Various formulations of this core class of testimonial statements exist: ex parte in-court testimony or its functional equivalent-that is, material such as affidavits, custodial examinations, prior testimony that the defendant was unable to cross-examine, or similar pretrial statements that declarants would reasonably expect to be used prosecutorially; extrajudicial statements contained in formalized testimonial materials, such as affidavits, depositions, prior testimony, or confessions; statements that were made under circumstances which would lead an objective witness reasonably to believe that the statement would be available for use at a later trial.Id. at 51-52, 124 S.Ct. at 1364 (internal citations and quotations omitted). Under this definition, Title III and other surreptitious recordings are not testimonial. See U.S. v.

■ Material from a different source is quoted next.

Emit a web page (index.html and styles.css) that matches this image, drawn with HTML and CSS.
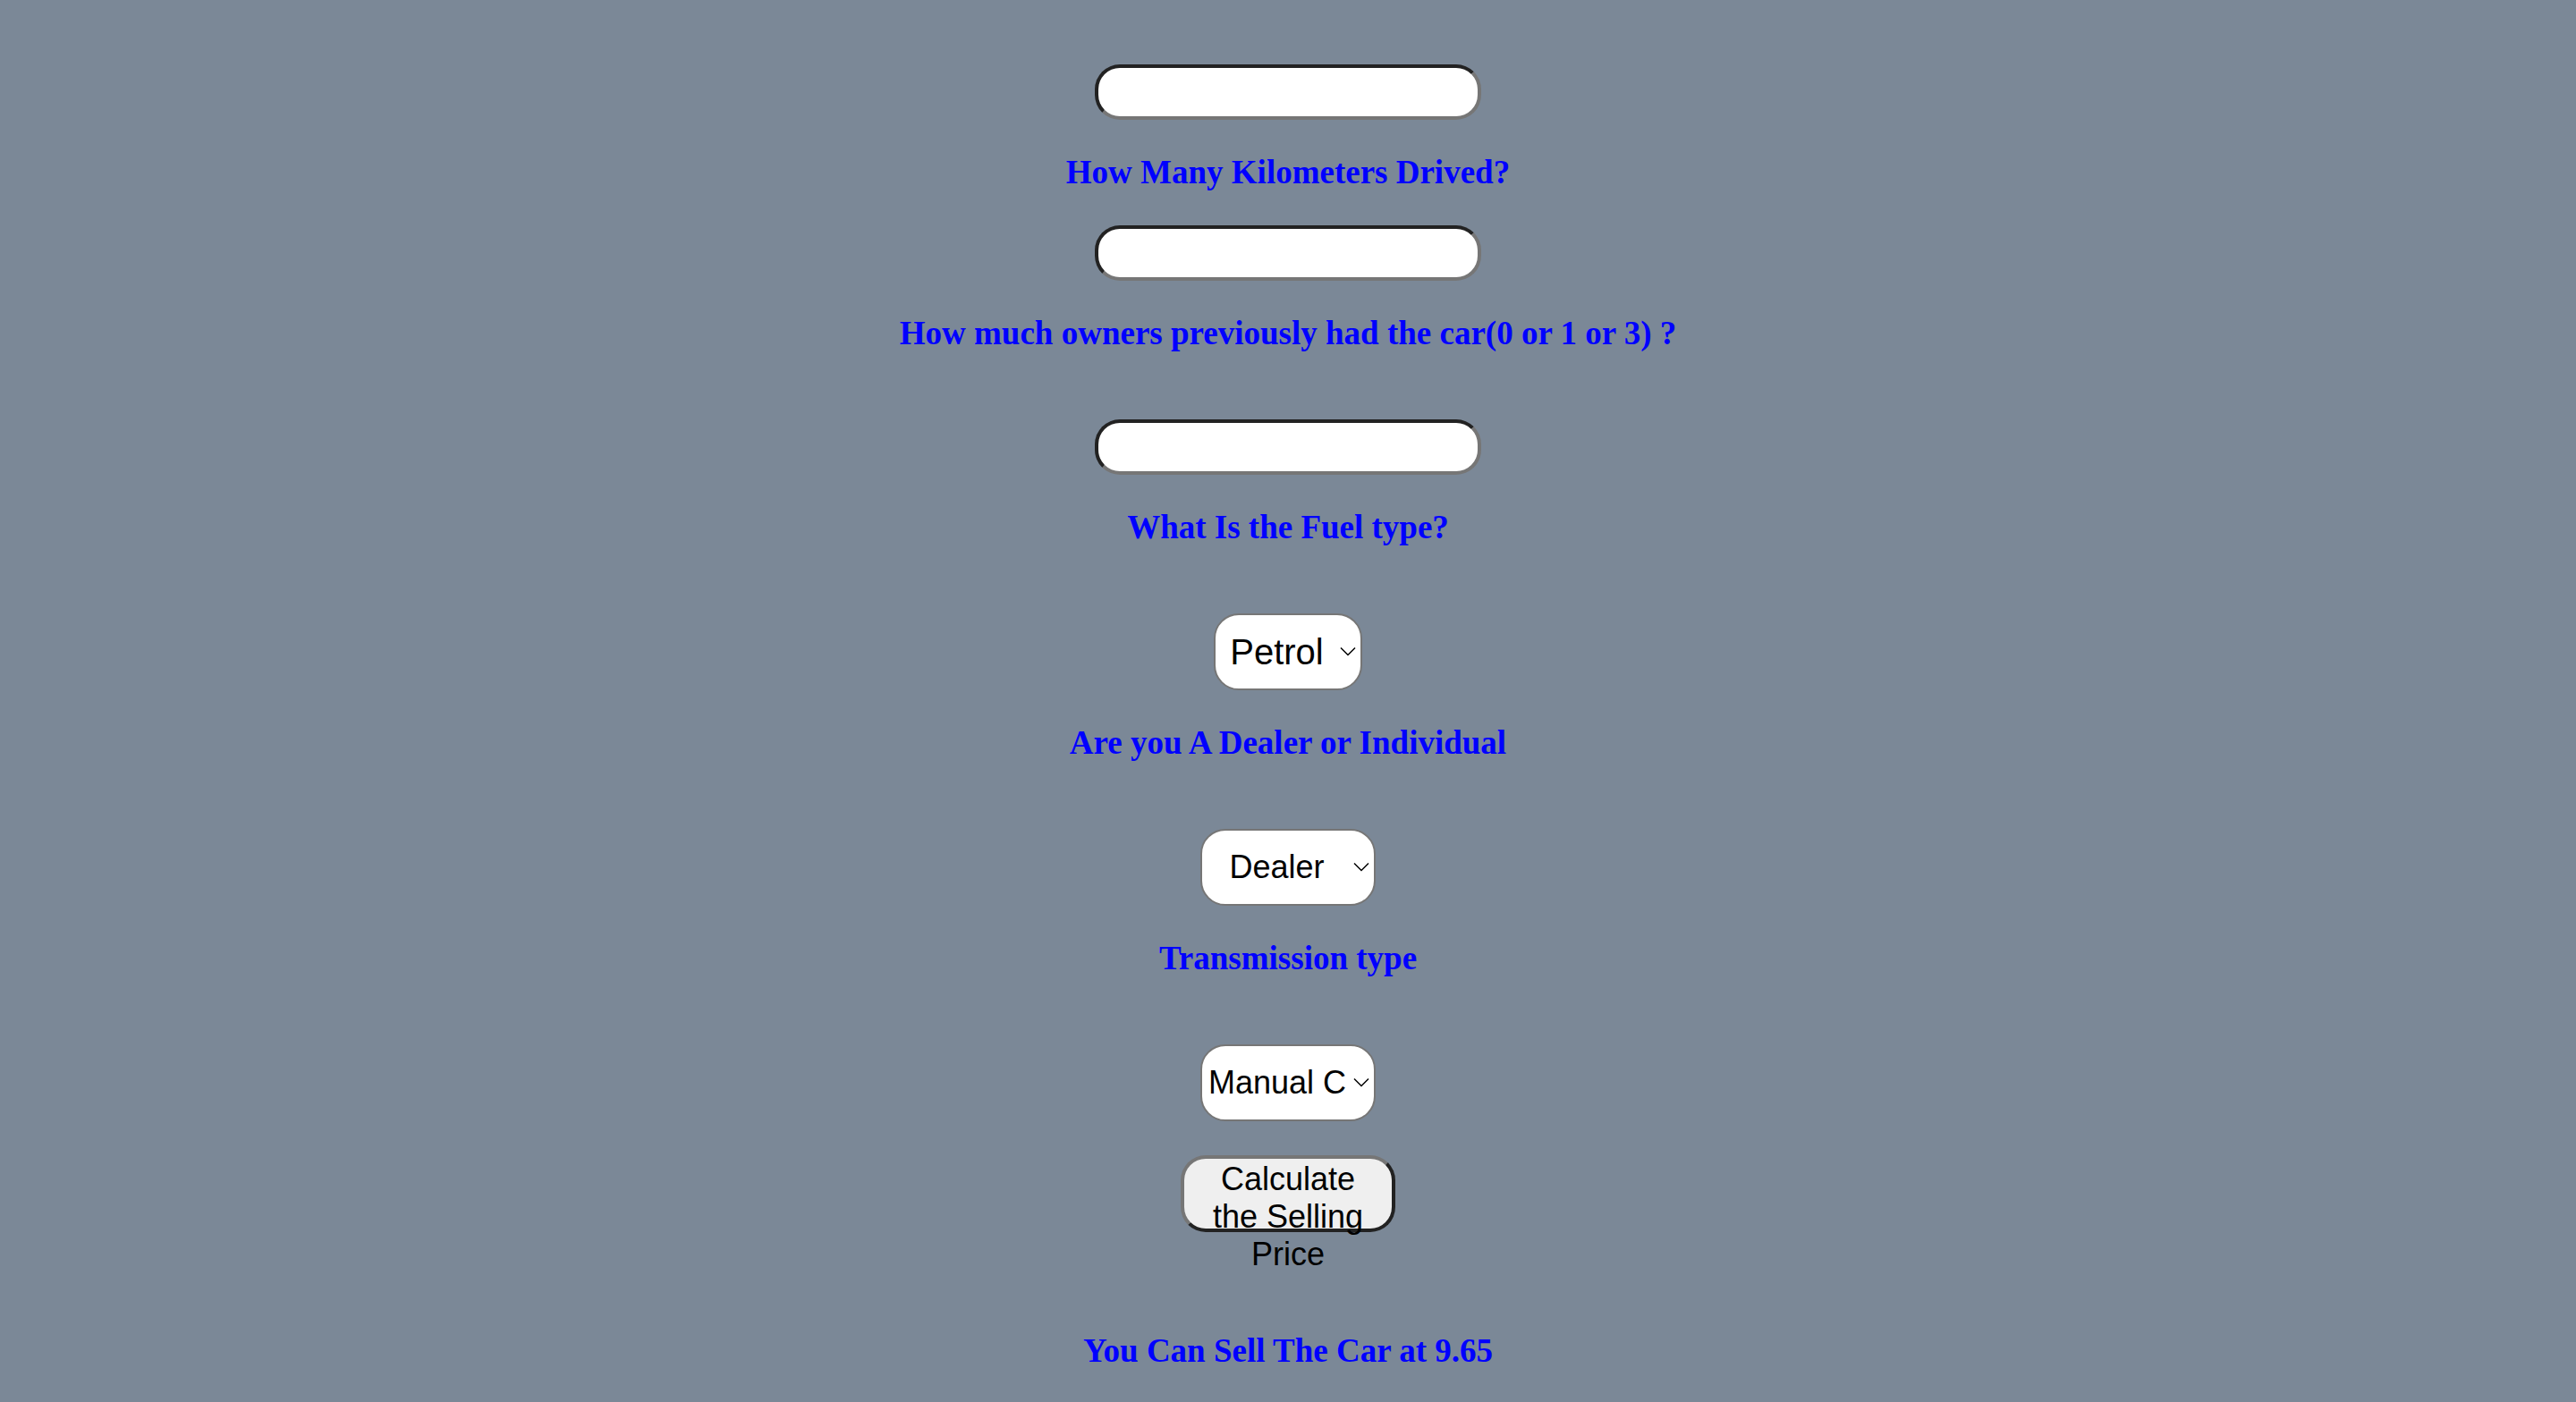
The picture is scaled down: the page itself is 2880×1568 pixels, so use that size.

Hendricks, 395 F.3d 173, 181 (3rd Cir. 2005) ("Title III recordings cannot be deemed `testimonial' as the speakers certainly did not make the statements thinking that they `would be available for use at a later trial.' Rather, the very purpose of Title III intercepts is to capture conversations that the participants believe are not being heard by the authorities and will not be available for use in a prosecution. Therefore, as recognized by other courts that have addressed similar issues, we find that the surreptitiously monitored conversations and statements contained in the Title III recordings are not `testimonial' for purposes of Crawford."). Claville's motion to strike the wiretaps is denied, as Crawford's Confrontation Clause analysis is inapplicable to the Title III recordings in this case.
Accordingly,
IT IS ORDERED that the "Motion to Strike Surveillance and Wire Tapping Recorded by the Government" (Record Document 50) filed by the defendant, Vernon Claville, be and is hereby DENIED.